What this task involves = Exactly repeat the material, dropping only the pictures.
· · · · ·
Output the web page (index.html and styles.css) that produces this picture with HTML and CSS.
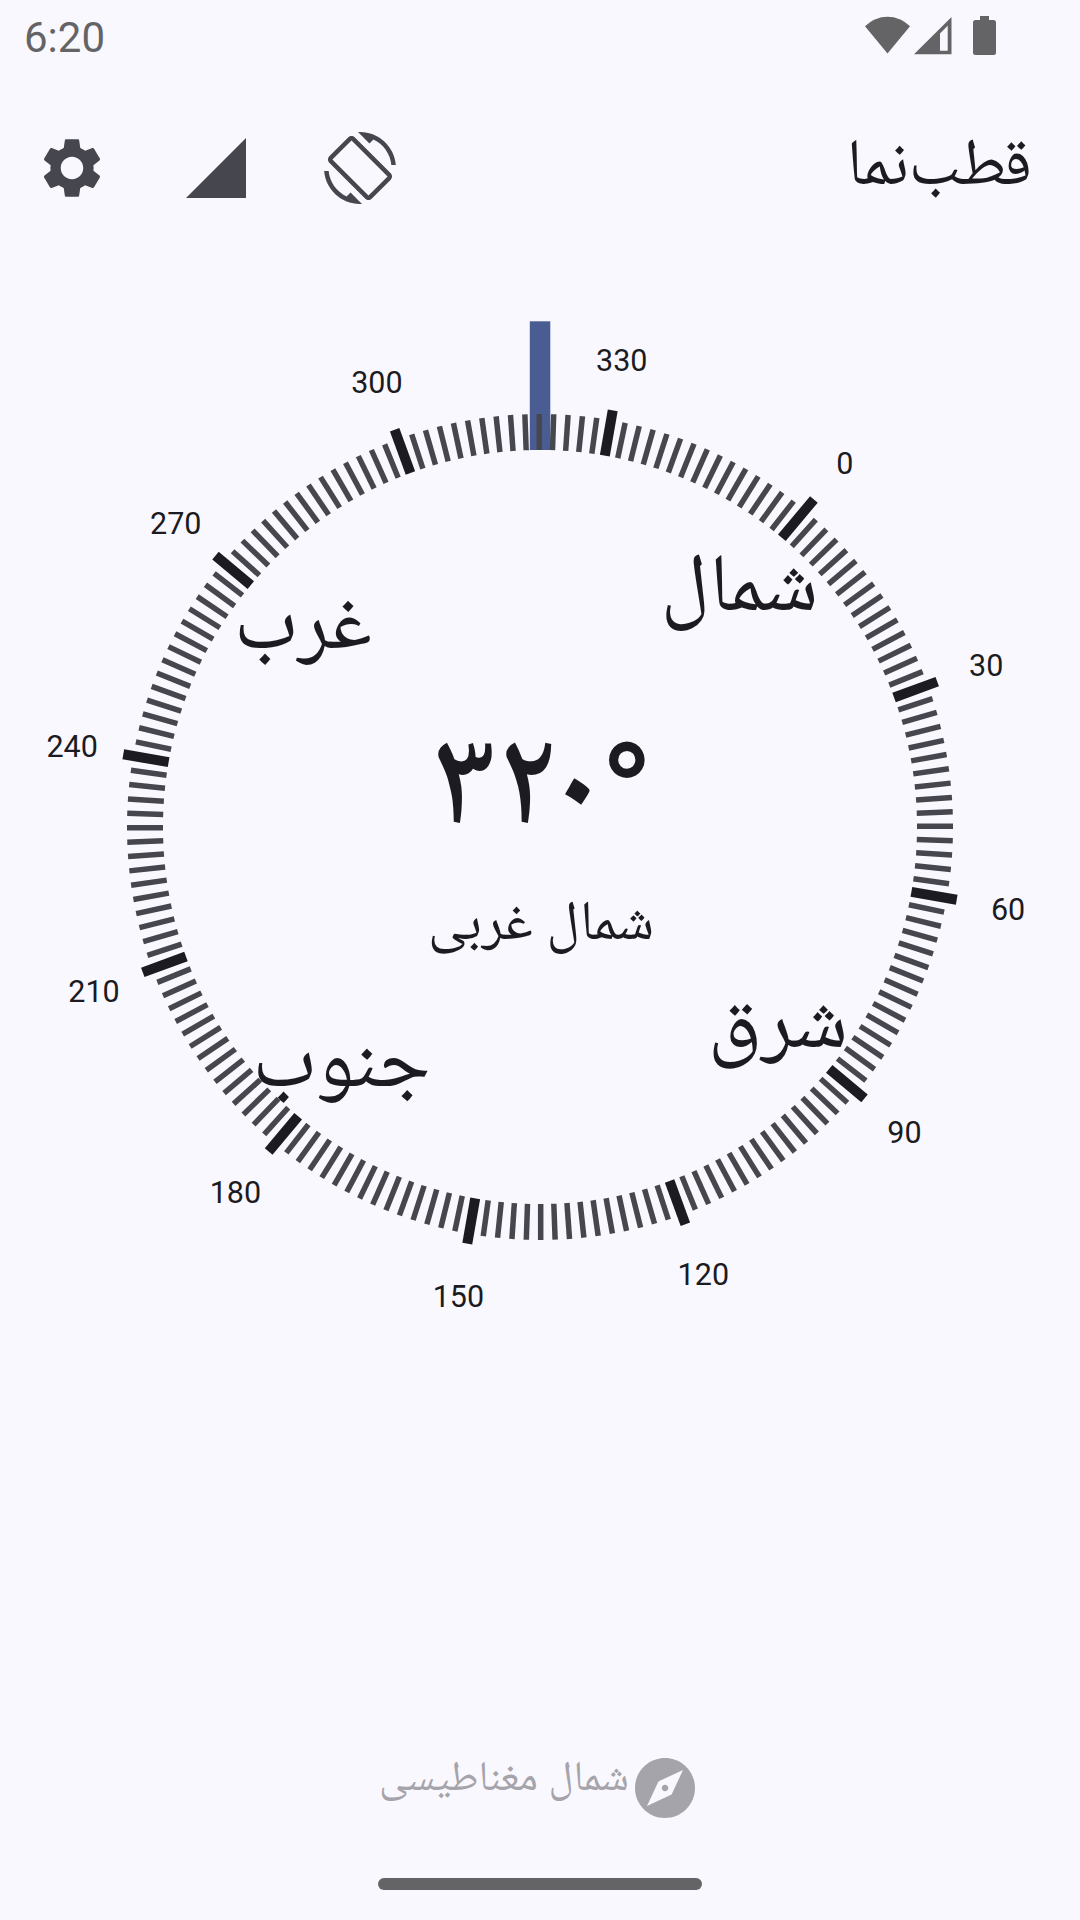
FILE: index.html
```html
<!DOCTYPE html>
<html lang="fa" dir="rtl">
<head>
<meta charset="utf-8">
<title>قطب‌نما</title>
<link rel="stylesheet" href="styles.css">
</head>
<body>
<div class="screen">
  <div class="status-bar" dir="ltr">
    <span class="clock">6:20</span>
    <svg class="status-icons" width="132" height="40" viewBox="0 0 132 40">
      <path d="M22.5 37.5 0 10.3C6.500 4 14 .7 22.500 .7S38.500 4 45 10.300z"/>
      <path fill-rule="evenodd" d="M49 38.300 86.500 1v37.300zM75 34.700h7.700V9.800L75 17.500z"/>
      <path d="M115 0h9v4h4.500q2.500 0 2.500 2.500v30q0 2.500-2.500 2.500h-18q-2.500 0-2.500-2.500v-30q0-2.500 2.500-2.500h4.500z"/>
    </svg>
  </div>
  <header class="toolbar">
    <h1 class="title">قطب‌نما</h1>
    <nav class="actions">
      <svg class="icon" viewBox="0 0 24 24"><path d="M16.480 2.520c3.270 1.550 5.610 4.720 5.970 8.480h1.500C23.440 4.840 18.290 0 12 0l-.66.030 3.810 3.810 1.330-1.320zm-6.250-.77c-.59-.59-1.540-.59-2.120 0L1.750 8.110c-.59.59-.59 1.540 0 2.120l12.020 12.020c.59.59 1.540.59 2.120 0l6.360-6.360c.59-.59.59-1.540 0-2.120L10.230 1.750zm4.600 19.440L2.810 9.170l6.360-6.360 12.020 12.020-6.360 6.360zm-7.310.29C4.250 19.940 1.910 16.760 1.550 13H.05C.56 19.160 5.710 24 12 24l.66-.030-3.810-3.810-1.330 1.320z"/></svg>
      <svg class="icon" viewBox="0 0 24 24"><path d="M2 22h20V2z"/></svg>
      <svg class="icon" viewBox="0 0 24 24"><path d="M19.140 12.940c.04-.3.06-.61.06-.94 0-.32-.02-.64-.07-.94l2.030-1.580c.18-.14.23-.41.12-.61l-1.920-3.320c-.12-.22-.37-.29-.59-.22l-2.390.96c-.5-.38-1.030-.7-1.620-.94l-.36-2.540c-.04-.24-.24-.41-.48-.41h-3.840c-.24 0-.43.17-.47.41l-.36 2.540c-.59.24-1.130.57-1.620.94l-2.390-.96c-.22-.08-.47 0-.59.22L2.740 8.870c-.12.21-.08.47.12.61l2.030 1.580c-.05.3-.09.63-.09.94s.02.64.07.94l-2.030 1.580c-.18.14-.23.41-.12.61l1.920 3.320c.12.22.37.29.59.22l2.390-.96c.5.38 1.030.7 1.620.94l.36 2.540c.05.24.24.41.48.41h3.840c.24 0 .44-.17.47-.41l.36-2.540c.59-.24 1.130-.56 1.620-.94l2.390.96c.22.08.47 0 .59-.22l1.920-3.320c.12-.22.07-.47-.12-.61l-2.010-1.580zM12 15.750c-2.070 0-3.750-1.680-3.750-3.750s1.680-3.750 3.750-3.750 3.750 1.680 3.750 3.750-1.680 3.750-3.750 3.750z"/></svg>
    </nav>
  </header>
  <main class="dial-area">
    <svg class="dial" width="1080" height="1040" viewBox="-540 -527 1080 1040" direction="ltr">
      <rect class="pointer" x="-10.200" y="-505.700" width="20.500" height="128.700"/>
      <g id="ticks"></g>
      <g id="degrees" class="degrees"></g>
      <g class="cardinals">
        <text x="199.500" y="-206.500">شمال</text>
        <text x="238" y="230.500">شرق</text>
        <text x="-198.500" y="270">جنوب</text>
        <text x="-237" y="-168">غرب</text>
      </g>
      <text class="heading" x="0.500" y="15">۳۲۰°</text>
      <text class="heading-name" x="1" y="120">شمال غربی</text>
    </svg>
  </main>
  <footer class="north-type">
    <svg class="icon" viewBox="0 0 24 24"><path d="M12 10.900c-.61 0-1.100.49-1.100 1.100s.49 1.100 1.100 1.100c.61 0 1.100-.49 1.100-1.100s-.49-1.100-1.100-1.100zM12 2C6.480 2 2 6.480 2 12s4.480 10 10 10 10-4.480 10-10S17.520 2 12 2zm2.190 12.190L6 18l3.810-8.190L18 6l-3.810 8.190z"/></svg>
    <span class="north-label">شمال مغناطیسی</span>
  </footer>
  <div class="home-bar"></div>
</div>
<script src="dial.js"></script>
</body>
</html>
```
FILE: styles.css
```css
* { box-sizing: border-box; margin: 0; }

body {
  background: #faf8ff;
  color: #1b1b21;
  font-family: Roboto, "Noto Naskh Arabic UI", "Noto Naskh Arabic", "Noto Sans Arabic", "DejaVu Sans", sans-serif;
}

.screen {
  width: 1080px;
  height: 1920px;
  display: flex;
  flex-direction: column;
  align-items: center;
  overflow: hidden;
}

.status-bar {
  width: 100%;
  height: 96px;
  padding: 16px 84px 0 24px;
  display: flex;
  justify-content: space-between;
  align-items: flex-start;
  color: #646466;
}

.clock { font-size: 42px; line-height: 44px; }
.status-icons { fill: #646466; margin-right: -1px; }

.toolbar {
  width: 100%;
  height: 144px;
  padding: 0 48px 0 36px;
  display: flex;
  justify-content: space-between;
  align-items: center;
}

.title { font-size: 66px; font-weight: 400; line-height: 80px; padding-top: 6px; }
.actions { display: flex; gap: 72px; }
.icon { width: 72px; height: 72px; fill: #46464f; flex: none; }

.dial-area { height: 1100px; padding-top: 60px; }
.dial { display: block; }
.dial text { text-anchor: middle; fill: #1b1b21; }
.pointer { fill: #495d92; }
.tick { stroke: #46464f; stroke-width: 5.500; }
.tick-major { stroke: #1b1b21; stroke-width: 10; }
.degrees { font-size: 30.500px; }
.cardinals { font-size: 82px; }
.heading { font-size: 139px; font-weight: 500; }
.heading-name { font-size: 56px; }

.north-type {
  margin-top: 412px;
  height: 72px;
  display: flex;
  align-items: center;
  margin-right: 379px;
  align-self: flex-start;
  color: #a5a4aa;
}
.north-type .icon { fill: #a5a4aa; }
.north-label { font-size: 42px; line-height: 60px; padding-bottom: 12px; }

.home-bar {
  margin-top: 54px;
  width: 324px;
  height: 12px;
  border-radius: 6px;
  background: #646466;
}
```
FILE: dial.js
```js
const SVG_NS = "http://www.w3.org/2000/svg";
const heading = 320.1;
const ticks = document.getElementById("ticks");
const degrees = document.getElementById("degrees");

for (let deg = 0; deg < 360; deg += 2) {
  const major = deg % 30 === 0;
  const outer = deg === 0 ? 427 : major ? 423 : 413;
  const line = document.createElementNS(SVG_NS, "line");
  line.setAttribute("class", major ? "tick tick-major" : "tick");
  line.setAttribute("y1", -outer);
  line.setAttribute("y2", -377);
  line.setAttribute("transform", `rotate(${deg - heading})`);
  ticks.appendChild(line);

  if (major) {
    const angle = (deg - heading) * Math.PI / 180;
    const label = document.createElementNS(SVG_NS, "text");
    label.setAttribute("x", 0.1 + 475 * Math.sin(angle));
    label.setAttribute("y", 11.8 - 475 * Math.cos(angle));
    label.textContent = deg;
    degrees.appendChild(label);
  }
}
```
· · · · ·
Completed task =
Output the web page (index.html and styles.css) that produces this picture with HTML and CSS.
FILE: index.html
```html
<!DOCTYPE html>
<html lang="fa" dir="rtl">
<head>
<meta charset="utf-8">
<title>قطب‌نما</title>
<link rel="stylesheet" href="styles.css">
</head>
<body>
<div class="screen">
  <div class="status-bar" dir="ltr">
    <span class="clock">6:20</span>
    <svg class="status-icons" width="132" height="40" viewBox="0 0 132 40">
      <path d="M22.5 37.5 0 10.3C6.500 4 14 .7 22.500 .7S38.500 4 45 10.300z"/>
      <path fill-rule="evenodd" d="M49 38.300 86.500 1v37.300zM75 34.700h7.700V9.800L75 17.500z"/>
      <path d="M115 0h9v4h4.500q2.500 0 2.500 2.500v30q0 2.500-2.500 2.500h-18q-2.500 0-2.500-2.500v-30q0-2.500 2.500-2.500h4.500z"/>
    </svg>
  </div>
  <header class="toolbar">
    <h1 class="title">قطب‌نما</h1>
    <nav class="actions">
      <svg class="icon" viewBox="0 0 24 24"><path d="M16.480 2.520c3.270 1.550 5.610 4.720 5.970 8.480h1.500C23.440 4.840 18.290 0 12 0l-.66.030 3.810 3.810 1.330-1.320zm-6.250-.77c-.59-.59-1.540-.59-2.120 0L1.750 8.110c-.59.59-.59 1.540 0 2.120l12.020 12.020c.59.59 1.540.59 2.120 0l6.360-6.360c.59-.59.59-1.540 0-2.120L10.230 1.750zm4.600 19.440L2.810 9.170l6.360-6.360 12.020 12.020-6.360 6.360zm-7.310.29C4.250 19.940 1.910 16.760 1.550 13H.05C.56 19.160 5.710 24 12 24l.66-.030-3.810-3.810-1.330 1.320z"/></svg>
      <svg class="icon" viewBox="0 0 24 24"><path d="M2 22h20V2z"/></svg>
      <svg class="icon" viewBox="0 0 24 24"><path d="M19.140 12.940c.04-.3.06-.61.06-.94 0-.32-.02-.64-.07-.94l2.030-1.580c.18-.14.23-.41.12-.61l-1.920-3.320c-.12-.22-.37-.29-.59-.22l-2.390.96c-.5-.38-1.030-.7-1.620-.94l-.36-2.540c-.04-.24-.24-.41-.48-.41h-3.840c-.24 0-.43.17-.47.41l-.36 2.540c-.59.24-1.130.57-1.620.94l-2.390-.96c-.22-.08-.47 0-.59.22L2.740 8.870c-.12.21-.08.47.12.61l2.030 1.580c-.05.3-.09.63-.09.94s.02.64.07.94l-2.030 1.580c-.18.14-.23.41-.12.61l1.920 3.320c.12.22.37.29.59.22l2.390-.96c.5.38 1.030.7 1.620.94l.36 2.540c.05.24.24.41.48.41h3.840c.24 0 .44-.17.47-.41l.36-2.540c.59-.24 1.130-.56 1.620-.94l2.390.96c.22.08.47 0 .59-.22l1.920-3.320c.12-.22.07-.47-.12-.61l-2.010-1.580zM12 15.750c-2.070 0-3.750-1.680-3.750-3.750s1.680-3.750 3.750-3.750 3.750 1.680 3.750 3.750-1.680 3.750-3.750 3.750z"/></svg>
    </nav>
  </header>
  <main class="dial-area">
    <svg class="dial" width="1080" height="1040" viewBox="-540 -527 1080 1040" direction="ltr">
      <rect class="pointer" x="-10.200" y="-505.700" width="20.500" height="128.700"/>
      <g id="ticks"></g>
      <g id="degrees" class="degrees"></g>
      <g class="cardinals">
        <text x="199.500" y="-206.500">شمال</text>
        <text x="238" y="230.500">شرق</text>
        <text x="-198.500" y="270">جنوب</text>
        <text x="-237" y="-168">غرب</text>
      </g>
      <text class="heading" x="0.500" y="15">۳۲۰°</text>
      <text class="heading-name" x="1" y="120">شمال غربی</text>
    </svg>
  </main>
  <footer class="north-type">
    <svg class="icon" viewBox="0 0 24 24"><path d="M12 10.900c-.61 0-1.100.49-1.100 1.100s.49 1.100 1.100 1.100c.61 0 1.100-.49 1.100-1.100s-.49-1.100-1.100-1.100zM12 2C6.480 2 2 6.480 2 12s4.480 10 10 10 10-4.480 10-10S17.520 2 12 2zm2.190 12.190L6 18l3.810-8.190L18 6l-3.810 8.190z"/></svg>
    <span class="north-label">شمال مغناطیسی</span>
  </footer>
  <div class="home-bar"></div>
</div>
<script src="dial.js"></script>
</body>
</html>
```
FILE: styles.css
```css
* { box-sizing: border-box; margin: 0; }

body {
  background: #faf8ff;
  color: #1b1b21;
  font-family: Roboto, "Noto Naskh Arabic UI", "Noto Naskh Arabic", "Noto Sans Arabic", "DejaVu Sans", sans-serif;
}

.screen {
  width: 1080px;
  height: 1920px;
  display: flex;
  flex-direction: column;
  align-items: center;
  overflow: hidden;
}

.status-bar {
  width: 100%;
  height: 96px;
  padding: 16px 84px 0 24px;
  display: flex;
  justify-content: space-between;
  align-items: flex-start;
  color: #646466;
}

.clock { font-size: 42px; line-height: 44px; }
.status-icons { fill: #646466; margin-right: -1px; }

.toolbar {
  width: 100%;
  height: 144px;
  padding: 0 48px 0 36px;
  display: flex;
  justify-content: space-between;
  align-items: center;
}

.title { font-size: 66px; font-weight: 400; line-height: 80px; padding-top: 6px; }
.actions { display: flex; gap: 72px; }
.icon { width: 72px; height: 72px; fill: #46464f; flex: none; }

.dial-area { height: 1100px; padding-top: 60px; }
.dial { display: block; }
.dial text { text-anchor: middle; fill: #1b1b21; }
.pointer { fill: #495d92; }
.tick { stroke: #46464f; stroke-width: 5.500; }
.tick-major { stroke: #1b1b21; stroke-width: 10; }
.degrees { font-size: 30.500px; }
.cardinals { font-size: 82px; }
.heading { font-size: 139px; font-weight: 500; }
.heading-name { font-size: 56px; }

.north-type {
  margin-top: 412px;
  height: 72px;
  display: flex;
  align-items: center;
  margin-right: 379px;
  align-self: flex-start;
  color: #a5a4aa;
}
.north-type .icon { fill: #a5a4aa; }
.north-label { font-size: 42px; line-height: 60px; padding-bottom: 12px; }

.home-bar {
  margin-top: 54px;
  width: 324px;
  height: 12px;
  border-radius: 6px;
  background: #646466;
}
```
FILE: dial.js
```js
const SVG_NS = "http://www.w3.org/2000/svg";
const heading = 320.1;
const ticks = document.getElementById("ticks");
const degrees = document.getElementById("degrees");

for (let deg = 0; deg < 360; deg += 2) {
  const major = deg % 30 === 0;
  const outer = deg === 0 ? 427 : major ? 423 : 413;
  const line = document.createElementNS(SVG_NS, "line");
  line.setAttribute("class", major ? "tick tick-major" : "tick");
  line.setAttribute("y1", -outer);
  line.setAttribute("y2", -377);
  line.setAttribute("transform", `rotate(${deg - heading})`);
  ticks.appendChild(line);

  if (major) {
    const angle = (deg - heading) * Math.PI / 180;
    const label = document.createElementNS(SVG_NS, "text");
    label.setAttribute("x", 0.1 + 475 * Math.sin(angle));
    label.setAttribute("y", 11.8 - 475 * Math.cos(angle));
    label.textContent = deg;
    degrees.appendChild(label);
  }
}
```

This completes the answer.